The global economic crisis and increased environmental law enforcement have taken a toll on the Amazon logging industry in Brazil, reports a major new assessment conducted by Imazon and the Brazilian Forest Service.



The report, “Logging in Brazilian Amazon: production, revenues and markets” (A atividade madeireira na Amazônia brasileira: produção, receita e mercados [PDF-Portuguese]), found consumption of roundwood in the Brazilian Amaznon fell from 28.3 million cubic meters in 1998 to 24.5 million in 2004 to 14.2 million cubic meters in 2009. Replacement of natural timber with synthetic wood and eucalyptus from plantation forests may have also been a factor in the drop.



“Over the past three years, the intensification of enforcement actions against deforestation and combat illegal logging… seems to have been the main factor in reducing consumption of Amazon timber,” said Denys Pearce, a researcher at Imazon who was a co-author of the report. “It is likely that the national market is gradually replacing the Amazon timber for similar products.”

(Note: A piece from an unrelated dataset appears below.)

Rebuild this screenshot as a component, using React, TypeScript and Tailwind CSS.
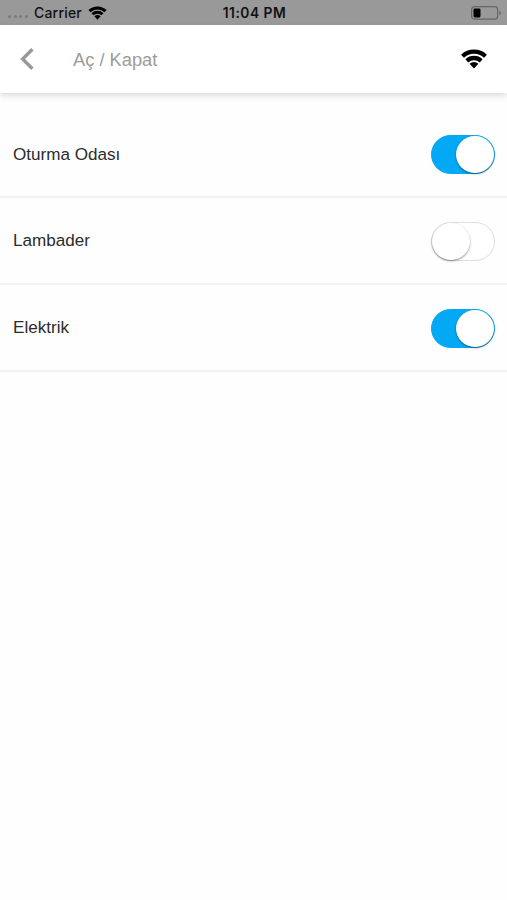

Last year’s consumption of the equivalent of 3.5 million trees resulted in the production of 5.8 million cubic meters of processed wood, most (72 percent) of which into low-value sawn wood. 79 percent of Amazon timber was sold in the domestic market.







The study was based on interviews with 846 of the 2,227 timber companies identified in the Amazon. Total revenue for the sector was estimated at 4.94 billion reals ($2.75 billion), roughly 43 percent of which was generated in the state of Pará, followed by Mato Grosso (33 percent) and Rondonia (15 percent).



The Amazon timber industry employs about 204,000 people, including 66,000 in direct jobs (processing and logging) and 137,000 in indirect jobs.







Logging in the Brazilian Amazon accelerated in the 1970s with the construction of two highways that opened up the region to settlement and development. Saw mills mushroomed along roads, attracted by cheap and abundant supply. The industry had little oversight until the past decade.